Les emprunts reprennent et transfèrent les mots tels quels d’une langue à l’autre. Ils se subdivisent en trois catégories : emprunts intégraux, où la forme et la signification du mot étranger sont importées, avec différents degrés d’assimilation phonétique ; emprunts hybrides, dont la forme est empruntée seulement en partie (morphemic substitution) et s’associe à une forme native et ; calques, qui empruntent le sens des mots étrangers (semantic loans) ou qui traduisent les morphèmes ou les éléments qui les composent (loan translation) (Haugen 1950 : 213-215). Burgess a eu recours à des mots russes élémentaires, ceux qu’on apprend quand on s’initie à une langue étrangère. Il leur fait subir presque toutes les déformations ludiques qui caractérisent le lexique de l’argot, mais des emprunts intégraux sont également présents dans son Nadsat.
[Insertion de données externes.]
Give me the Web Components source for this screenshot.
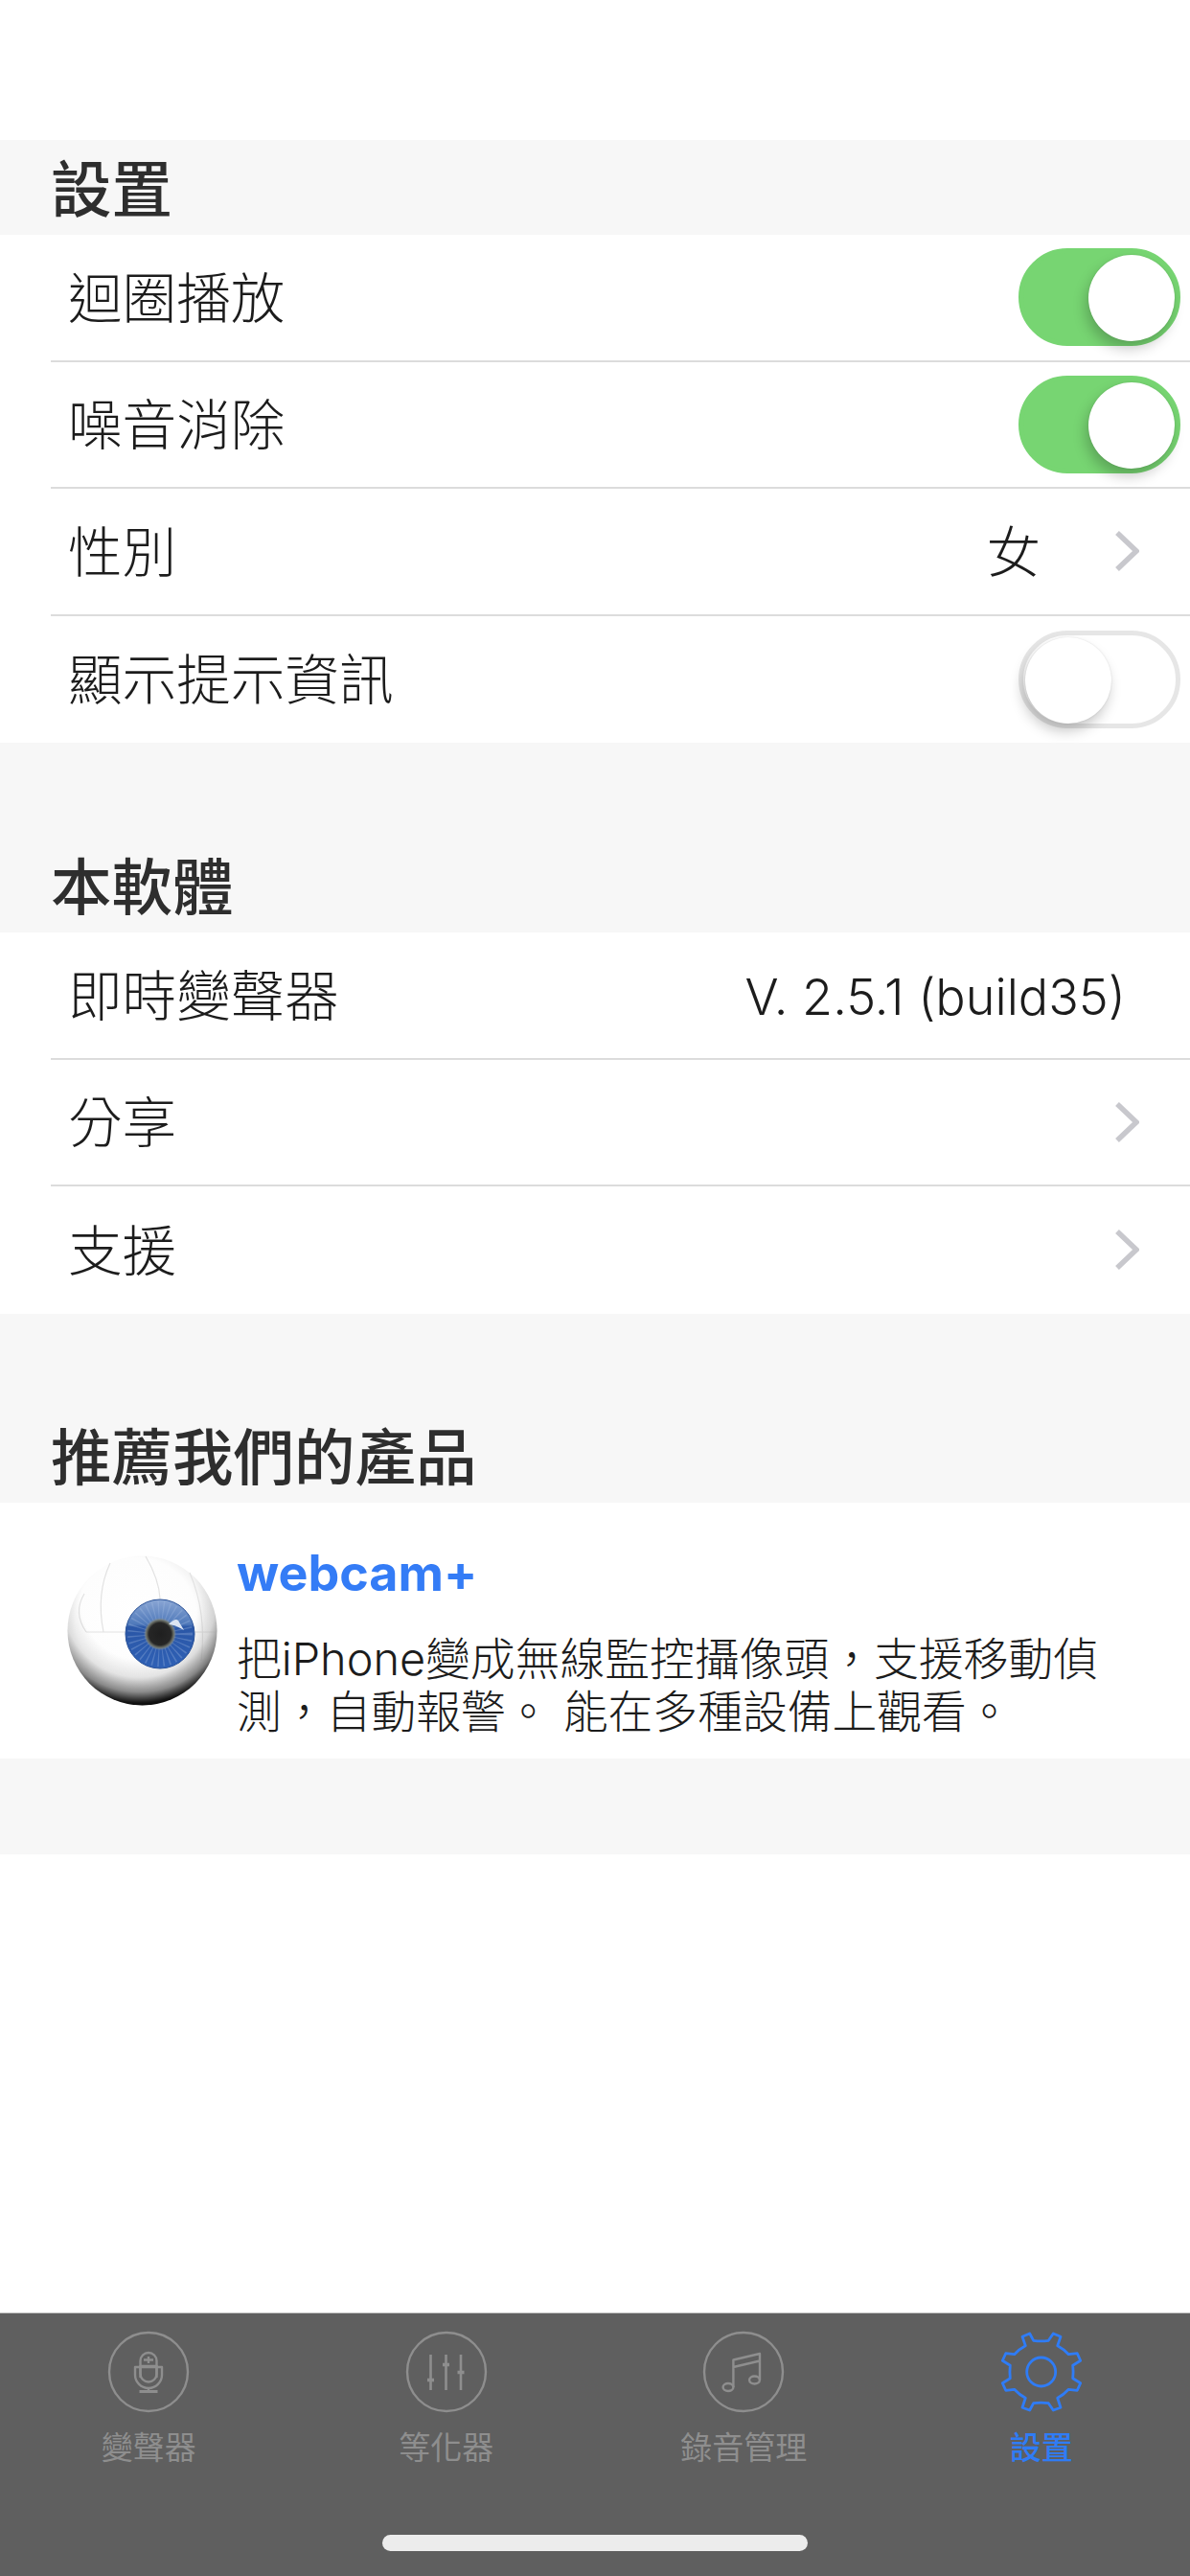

Quelle que soit la forme sous laquelle les mots russes ou russifiés y figurent, ils sont là pour étrangéiser et opacifier le texte. Le degré de cette étrangéisation et de cette opacification dépend, dans une large mesure, de la façon dont ils ont été adaptés à l’anglais.

Sofia Malamatidou (2017 : 296) étudie la façon dont les emprunts au russe qui constituent le Nadsat de A Clockwork Orange ont été rendus en français, en allemand, en grec et en espagnol, et comment leur adaptation à la grammaire de la langue d’accueil et le genre qui leur est attribué différent de ceux des emprunts naturels au russe dans ces quatre langues. Elle s’appuie sur deux paramètres pour juger de l’adaptation morphologique d’un emprunt : 1) le genre qui y est attribué et 2) les suffixes flexionnels. Dans le cas du genre, elle identifie deux types de facteurs qui guident son attribution : sémantiques (similitude du sens entre langue source et langue d’accueil) ou formels (similitude structurale phonétique ou morphologique avec les mots de la langue d’accueil). Citons comme exemple de facteur sémantique le genre d’un (quasi) équivalent dans la langue d’accueil qui suggérerait le sens de l’emprunt et comme facteur formel, la terminaison d’un mot. À noter que le genre comme paramètre est inapplicable à l’anglais, dont les substantifs inanimés, en général, ne sont pas genrés. Quant aux suffixes flexionnels, ils permettent de mesurer le degré d’adaptation du mot au système grammatical de la langue d’accueil.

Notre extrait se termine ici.